To be sure, I checked the assembly where we can see two read accesses where the address is loaded in the r4 already. Next, there is subtraction, multiplication by 5 (200MHz is 5ns) made via adding and printf call. Simple clean code w/o any overhead.

; return (*(volatile uint32_t*)(0xa90000UL + 0x8U));
a22540c8: 00 00 94 e5 ldr r0, [r4]
a22540cc: 00 10 94 e5 ldr r1, [r4]
; printf("### Info: GetTimer time offset: %u ns\n", (t2 - t1) * 5u );
a22540d0: 00 00 41 e0 sub r0, r1, r0
a22540d4: 00 11 80 e0 add r1, r0, r0, lsl #2
a22540d8: 3c 03 9f e5 ldr r0, [pc, #828]
a22540dc: 4f 22 00 eb bl #35132 <printf>

Then, I'm getting this text on the Linux IPC logging utility, all the time:

### Info: GetTimer time offset: 235 ns

If I consider 1GHz R5F clock, I found 235 ns simply too long time, especially in comparison to pure embedded ARM cores like M4/M7, where are peripherals accessed w/o any significant wait states. Is there any explanation or did I something wrong or even is not the CPU running at that speed, even logging message says " ### CPU Frequency = 1000000000 Hz" and verified 200MHz GTC clock? I used shipping vison-example and I placed my small code into the app_init.c file after the init phase.

Thanks a lot.

Best regards,
Tomas

  • Hi Tomas,

    Can you please share detailed steps, so that we can reproduce this issue on our end?

    Regards,
    Parth

  • Hi Parth,

    here are my steps:

    • Open  ti-processor-sdk-rtos-j721e-evm-08_04_00_06\vision_apps\platform\j721e\rtos\common\app_init.c 
    • Navigate to line 414 and insert there the code as follows (for copy&paste in text format):
      {
        uint32_t t1 = (*(volatile uint32_t*)(0xa90000UL + 0x8U));
        uint32_t t2 = (*(volatile uint32_t*)(0xa90000UL + 0x8U));
        appLogPrintf("### Info: GetTimer time offset: %u ns\n", (t2 - t1) * 5u );
      }
    • It looks in editor like this

    • Recompile the code
      make vx_app_rtos_linux_mcu2_0 -s
    • Load the elf-file to the system

    • Run ../vx_app_arm_remote_log.out to see IPC logging

    • Check the reported value:

    The value 240 is made out of timer readout difference multiplied by 5 because we have 200MHz GTC clock, e.g. 5ns.
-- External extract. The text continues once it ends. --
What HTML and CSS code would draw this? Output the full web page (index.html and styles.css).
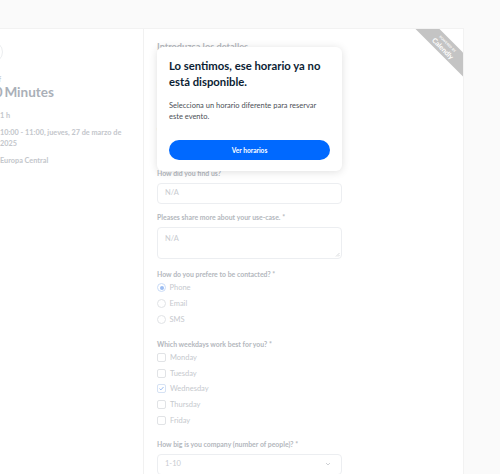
FILE: index.html
```html
<!DOCTYPE html>
<html lang="es">
<head>
<meta charset="utf-8">
<title>Calendly</title>
<link rel="stylesheet" href="styles.css">
</head>
<body>
<div class="page">
  <div class="card">
    <aside class="event">
      <div class="back">
        <svg width="10" height="10" viewBox="0 0 10 10"><path d="M8 5H2M5 2L2 5l3 3" fill="none" stroke="#9cc0f7" stroke-width="1.2" stroke-linecap="round" stroke-linejoin="round"/></svg>
      </div>
      <div class="host">Jef</div>
      <h1 class="title">60 Minutes</h1>
      <ul class="details">
        <li><svg class="ico" viewBox="0 0 10 10"><circle cx="5" cy="5" r="4" fill="none" stroke="#c8cbd0"/><path d="M5 3v2.2l1.4 1" fill="none" stroke="#c8cbd0"/></svg><span>1 h</span></li>
        <li><svg class="ico" viewBox="0 0 10 10"><rect x="1" y="2" width="8" height="7" rx="1" fill="none" stroke="#c8cbd0"/><path d="M1 4.5h8" stroke="#c8cbd0"/></svg><span>10:00 - 11:00, jueves, 27 de marzo de 2025</span></li>
        <li><svg class="ico" viewBox="0 0 10 10"><circle cx="5" cy="5" r="4" fill="none" stroke="#c8cbd0"/><path d="M1 5h8M5 1c-2 2.5-2 5.5 0 8M5 1c2 2.5 2 5.5 0 8" fill="none" stroke="#c8cbd0"/></svg><span>Europa Central</span></li>
      </ul>
    </aside>

    <main class="form">
      <h2 class="form-title">Introduzca los detalles</h2>

      <div class="field">
        <label class="label">Nombre *</label>
        <div class="input"></div>
      </div>
      <div class="field">
        <label class="label">Correo electrónico *</label>
        <div class="input"></div>
      </div>
      <div class="field">
        <label class="label">How did you find us?</label>
        <div class="input"><span class="ph">N/A</span></div>
      </div>
      <div class="field field-area">
        <label class="label">Pleases share more about your use-case. *</label>
        <div class="input area"><span class="ph">N/A</span>
          <svg class="grip" width="5" height="5" viewBox="0 0 5 5"><path d="M4.5 1L1 4.5M4.5 3L3 4.5" stroke="#c9ccd0" stroke-width=".7"/></svg>
        </div>
      </div>
      <div class="field field-group">
        <label class="label">How do you prefere to be contacted? *</label>
        <div class="choice"><span class="radio on"></span><span>Phone</span></div>
        <div class="choice"><span class="radio"></span><span>Email</span></div>
        <div class="choice"><span class="radio"></span><span>SMS</span></div>
      </div>
      <div class="field field-group">
        <label class="label">Which weekdays work best for you? *</label>
        <div class="choice check-row"><span class="box"></span><span>Monday</span></div>
        <div class="choice check-row"><span class="box"></span><span>Tuesday</span></div>
        <div class="choice check-row"><span class="box on"><svg width="7" height="7" viewBox="0 0 7 7"><path d="M1.5 3.6l1.4 1.3L5.5 2" fill="none" stroke="#8fb4ef" stroke-width=".9"/></svg></span><span>Wednesday</span></div>
        <div class="choice check-row"><span class="box"></span><span>Thursday</span></div>
        <div class="choice check-row"><span class="box"></span><span>Friday</span></div>
      </div>
      <div class="field">
        <label class="label">How big is you company (number of people)? *</label>
        <div class="input select"><span class="val">1-10</span>
          <svg width="6" height="4" viewBox="0 0 6 4"><path d="M1 1l2 2 2-2" fill="none" stroke="#c9ccd0" stroke-width=".9"/></svg>
        </div>
      </div>

      <div class="modal">
        <h3 class="modal-title">Lo sentimos, ese horario ya no está disponible.</h3>
        <p class="modal-text">Selecciona un horario diferente para reservar este evento.</p>
        <button class="modal-btn">Ver horarios</button>
      </div>
    </main>

    <div class="ribbon">
      <span class="ribbon-small">POWERED BY</span>
      <span class="ribbon-big">Calendly</span>
    </div>
  </div>
</div>
</body>
</html>
```

FILE: styles.css
```css
* { box-sizing: border-box; }
html, body { margin: 0; padding: 0; }
body {
  background: #fafafa;
  font-family: "Lato", "Liberation Sans", sans-serif;
  overflow: hidden;
  width: 500px;
  height: 474px;
}
.page {
  padding-top: 29px;
}
.card {
  position: relative;
  margin-left: -39px;
  width: 502px;
  height: 480px;
  background: #fff;
  display: flex;
  overflow: hidden;
  box-shadow: 0 0 0 1px #f2f2f2;
}

/* Left column */
.event {
  width: 183px;
  flex: none;
  border-right: 1px solid #f1f1f1;
  padding: 12px 12px 0 25px;
}
.back {
  width: 22px;
  height: 22px;
  border-radius: 50%;
  border: 1px solid #eceef0;
  margin-left: -5px;
  display: flex;
  align-items: center;
  justify-content: center;
}
.host {
  margin-top: 11px;
  margin-left: 6px;
  font-size: 7px;
  line-height: 10px;
  font-weight: 700;
  color: #c6c9ce;
}
.title {
  margin: 0 0 0 1px;
  font-size: 13.5px;
  line-height: 16px;
  font-weight: 700;
  word-spacing: -1.5px;
  color: #aab0b8;
}
.details {
  list-style: none;
  margin: 10.25px 0 0;
  padding: 0;
  display: flex;
  flex-direction: column;
  gap: 5px;
}
.details li {
  display: flex;
  gap: 4px;
  font-size: 7.3px;
  line-height: 11.5px;
  font-weight: 700;
  color: #c3c6cb;
}
.ico {
  width: 10px;
  height: 10px;
  flex: none;
  margin-top: 1px;
}

/* Form column */
.form {
  position: relative;
  flex: 1;
  padding: 12px 0 0 13px;
}
.form-title {
  margin: 0 0 28px;
  font-size: 9.2px;
  line-height: 11px;
  font-weight: 700;
  color: #b6b9be;
}
.field {
  width: 185px;
  margin-bottom: 8.5px;
}
.field-area { margin-bottom: 10px; }
.field-group { margin-bottom: 11px; }
.label {
  display: block;
  font-size: 6.9px;
  line-height: 11px;
  font-weight: 700;
  color: #b3b7bd;
  margin-bottom: 3.5px;
}
.input {
  position: relative;
  height: 21px;
  border: 1px solid #eceef1;
  border-radius: 4px;
  padding: 0 7px;
  display: flex;
  align-items: center;
  font-size: 7.5px;
  color: #c8cbd0;
}
.input.area {
  height: 32px;
  align-items: flex-start;
  padding-top: 6px;
}
.grip {
  position: absolute;
  right: 1px;
  bottom: 1px;
}
.ph, .val { line-height: 10px; }
.select { justify-content: space-between; padding-right: 10px; }

.field-group .label { margin-bottom: 0; }
.choice {
  display: flex;
  align-items: center;
  gap: 3.5px;
  height: 16px;
  font-size: 7.5px;
  color: #c6c9ce;
}
.check-row { height: 15.75px; gap: 4px; }
.radio {
  width: 9px;
  height: 9px;
  border-radius: 50%;
  border: 1px solid #e1e3e6;
  position: relative;
  flex: none;
}
.radio.on { border-color: #cadcf7; }
.radio.on::after {
  content: "";
  position: absolute;
  left: 1.5px;
  top: 1.5px;
  width: 4px;
  height: 4px;
  border-radius: 50%;
  background: #9cbdf3;
}
.box {
  width: 9px;
  height: 9px;
  border-radius: 2px;
  border: 1px solid #e1e3e6;
  flex: none;
  display: flex;
  align-items: center;
  justify-content: center;
}
.box.on { border-color: #d6e2f4; }

/* Modal */
.modal {
  position: absolute;
  left: 13px;
  top: 18px;
  width: 185px;
  height: 124px;
  background: #fff;
  border-radius: 6px;
  box-shadow: 0 1px 8px rgba(0, 0, 0, 0.13);
  padding: 11px 12px 0;
}
.modal-title {
  margin: 0;
  font-size: 11.3px;
  line-height: 16px;
  font-weight: 700;
  color: #0b1d33;
}
.modal-text {
  margin: 11px 0 0;
  font-size: 7.5px;
  line-height: 10.7px;
  color: #4b4f56;
}
.modal-btn {
  display: block;
  margin-top: 18px;
  width: 100%;
  height: 20px;
  border: none;
  border-radius: 10px;
  background: #0069ff;
  color: #fff;
  font-family: inherit;
  font-size: 6.6px;
  font-weight: 700;
  padding: 0;
}

/* Ribbon */
.ribbon {
  position: absolute;
  top: 9.25px;
  right: -32.25px;
  width: 100px;
  height: 17px;
  background: #c4c4c4;
  transform: rotate(45deg);
  display: flex;
  flex-direction: column;
  align-items: center;
  justify-content: center;
  color: #fff;
}
.ribbon-small {
  font-size: 3.2px;
  line-height: 4px;
  font-weight: 700;
  letter-spacing: 0.1px;
}
.ribbon-big {
  font-size: 7px;
  line-height: 8px;
  font-weight: 700;
}
```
    As additional test, I inserted 5x nop between timer readout:

    {
      uint32_t t1 = (*(volatile uint32_t*)(0xa90000UL + 0x8U));
      __asm("nop");
      __asm("nop");
      __asm("nop");
      __asm("nop");
      __asm("nop");
      uint32_t t2 = (*(volatile uint32_t*)(0xa90000UL + 0x8U));
      appLogPrintf("### Info: GetTimer time offset with nop: %u ns\n", (t2 - t1) * 5u );
    }

    And this is what I have got:

    [MCU2_0] 14058.719712 s: ### Info: GetTimer time offset with nop: 280 ns

    Before we had 240ns, with additional 5x nop we have 280ns, e.g. 40ns took 5 nops => 8ns per nop. Of course, the speed depends on I-cache and on prefetch queue, so exact time is not so easy to measure, but still, on 1GHz CPU I would expect faster execution as known from ARM M4/M7 where such measurements are very precise.

    Thanks
    Regards,
    Tomas

  • Hi Tomas,

    In the first scenario, I'm checking internally regarding the latency of read from the GTC register.
    But as per my understanding, it wouldn't be same as ARM M4/M7 as we have a heterogeneous architecture and there are latencies associated with the read operation.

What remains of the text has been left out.